A disappointed Mr Yeo said: ‘CPF might say we do not need to make up the shortfall, but it is our money being written off in the end, as I’m being forced to sell.’

He added: ‘Future home owners will have to think very carefully before deciding on an en-bloc sale.’
Located in Bedok Reservoir Road, the former HUDC estate is a 99-year leasehold property built in 1984 and privatised in 2002.

It was sold for $385 million last May to FCL Peak, a joint venture between Frasers Centrepoint and Far East Organization.

The couple bought their 14th-floor, 1,711 sq ft apartment 12 years ago for $515,000.

While each of the 583 unit owners will be paid about $660,000 from the sale, Mr Yeo argued that it was not enough to pay off his bank loan of $342,844 and CPF principal amount and interest of $407,599, which makes a total of $750,443.

Although Mr Yeo lost the case, STB deputy president Alfonso Ang pointed out that the report on the proposed method of distribution of sale proceeds filed by the sale committee ‘fell short of the high standard expected especially when involving a project of this size’.

Under the committee’s proposal, the total sale will be distributed evenly among all units regardless of storey or size – an issue Mr Yeo contended with, as he paid a premium for a high-floor unit with a reservoir view.

Mr Ow Yong Thian Soo of Lee & Lee, who represented the sale committee, said he respected the STB’s decisions and thought they were important and fair.

Mr Yeo has 28 days to appeal to the High Court, failing which it will take about three months for the sale of Waterfront View to be completed.

He is mulling over whether to lodge an appeal.

Another resident, Mr David Govinden, told The Straits Times the STB’s ruling had brought ‘tremendous relief’ to other residents who had already committed to other properties.
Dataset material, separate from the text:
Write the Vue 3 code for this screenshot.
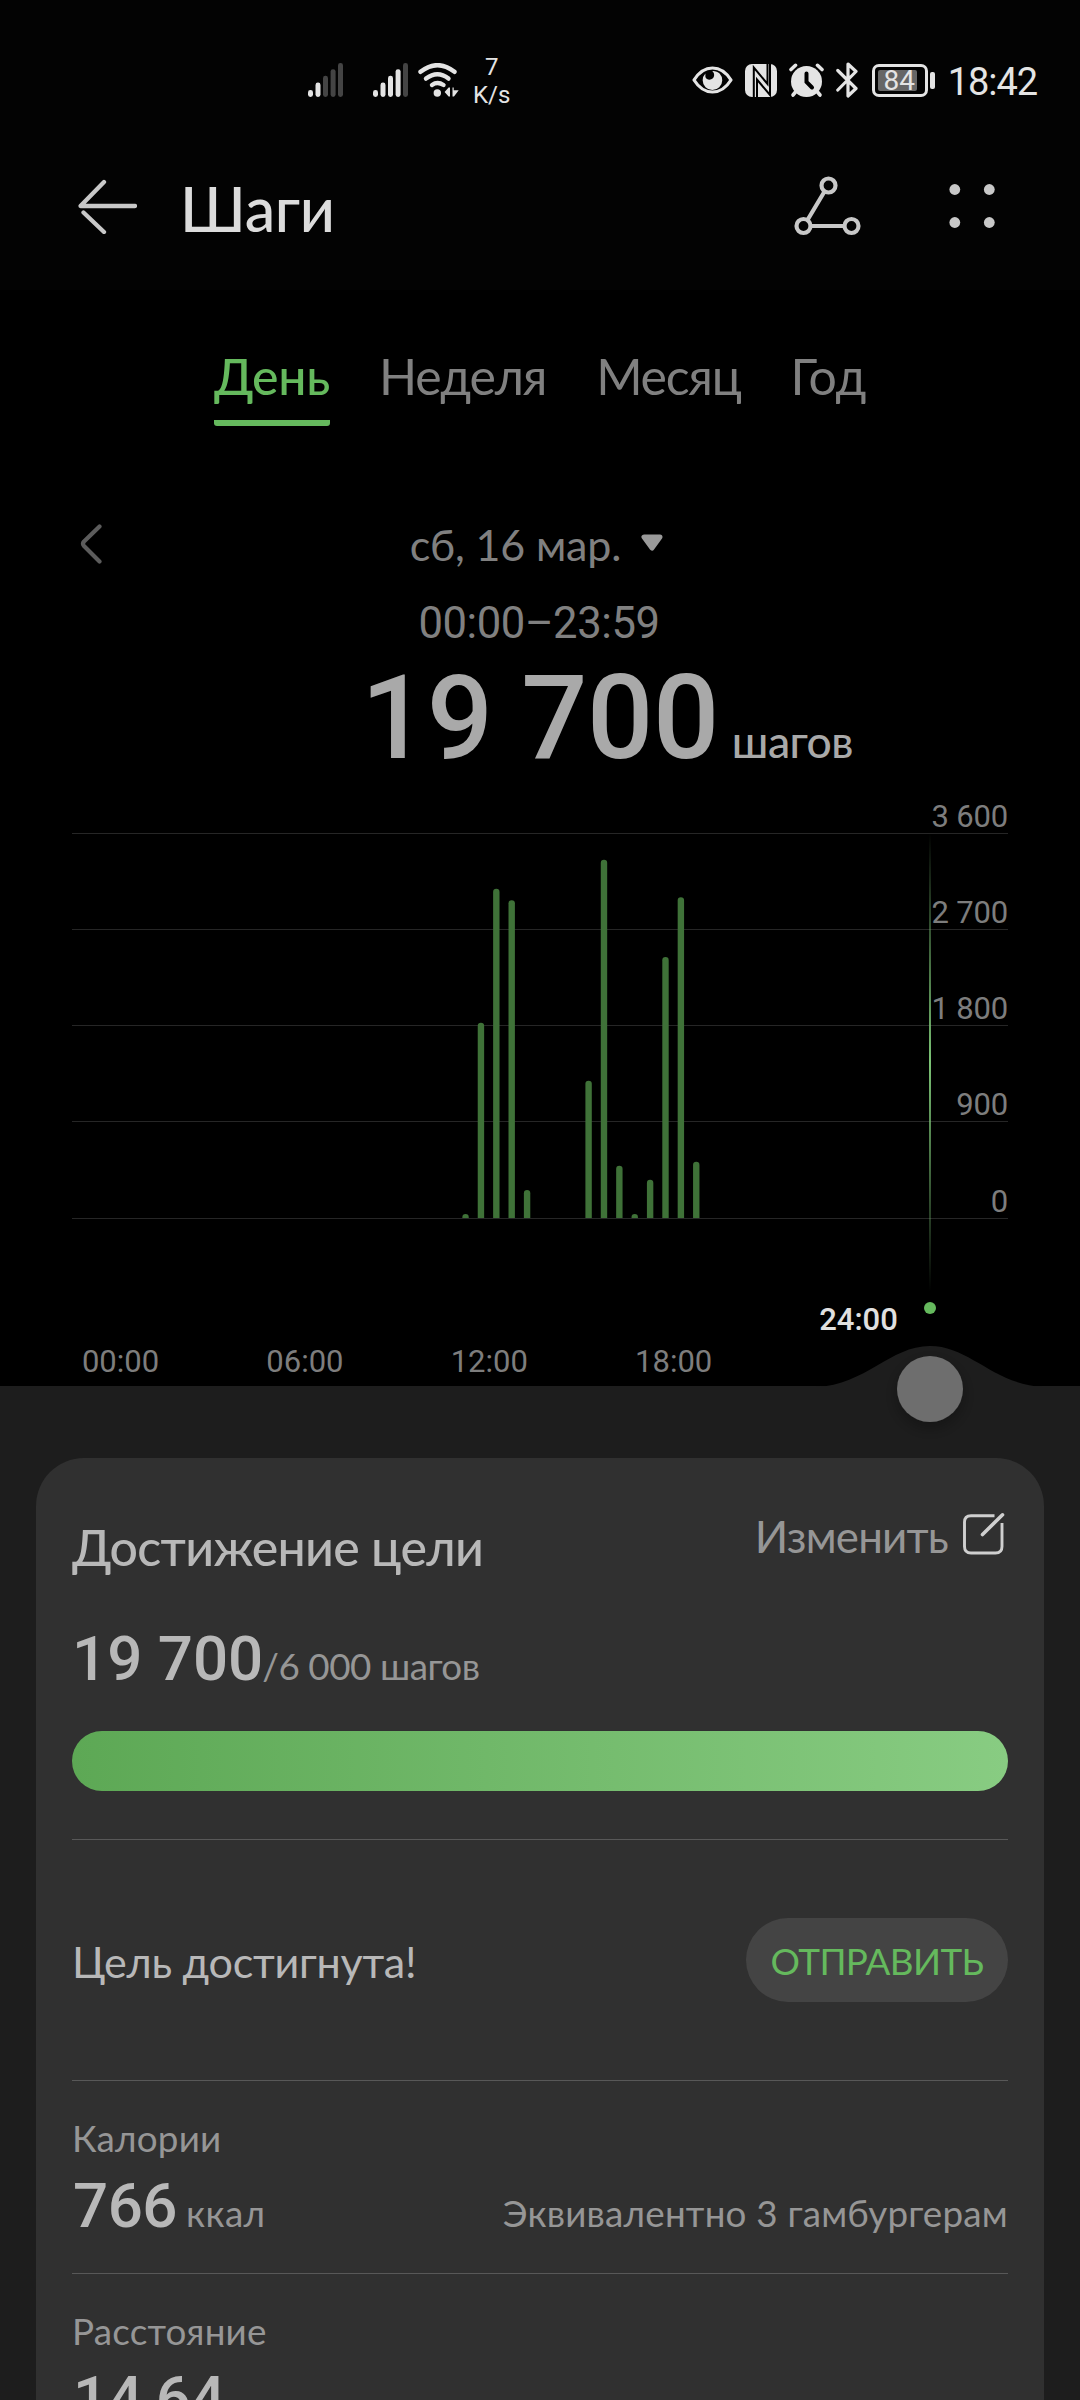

‘I do sympathise with Mr Yeo,’ said the 57-year-old insurance agent. ‘But at the end of the day, we have to go with the majority vote.’
Source : Straits Times – 6 Feb 2007

Bid to stop Waterfront View en bloc sale fails

August 1, 2007
The bid by minority owners of Waterfront View to stop the Bedok estate from being sold en bloc failed in the High Court yesterday.
The owners Yeo Loo Keng and his wife opposed the sale saying they will suffer financial losses to their CPF accounts, because the net proceeds are insufficient to fully repay the outstanding bank loan and fully return CPF monies with drawn to buy the property.
The couple bought their apartment 12 years ago for $515,000 and will be paid about $660,400 from the sale but argued that that was not enough. They said they have to pay off a bank loan of $342,844 plus CPF principal amount and interest of $407,599, which makes a total of $750,443.
However, the Strata Titles Board (STB) ruled in a landmark decision in February that the principal amount withdrawn from CPF accounts and the accrued interest cannot be taken into account when determining whether a financial loss has been suffered by owners involved in such a sale.
Justice Belinda Ang yesterday dismissed the minority owners’ appeal with costs and upheld the STB’s decision, noting the CPF Board had said the couple will not need to make up for the shortfall if the net proceeds of the sale, after repaying the bank loan, are less than the amount they owe the CPF. The former HUDC estate was sold for $385 million last May.
On whether the Yeos will lodge an appeal, their lawyer Leong Yung Chang from Veritas Law Corp told BT they are ’still looking’ at whether they have ‘further avenue for appeal’.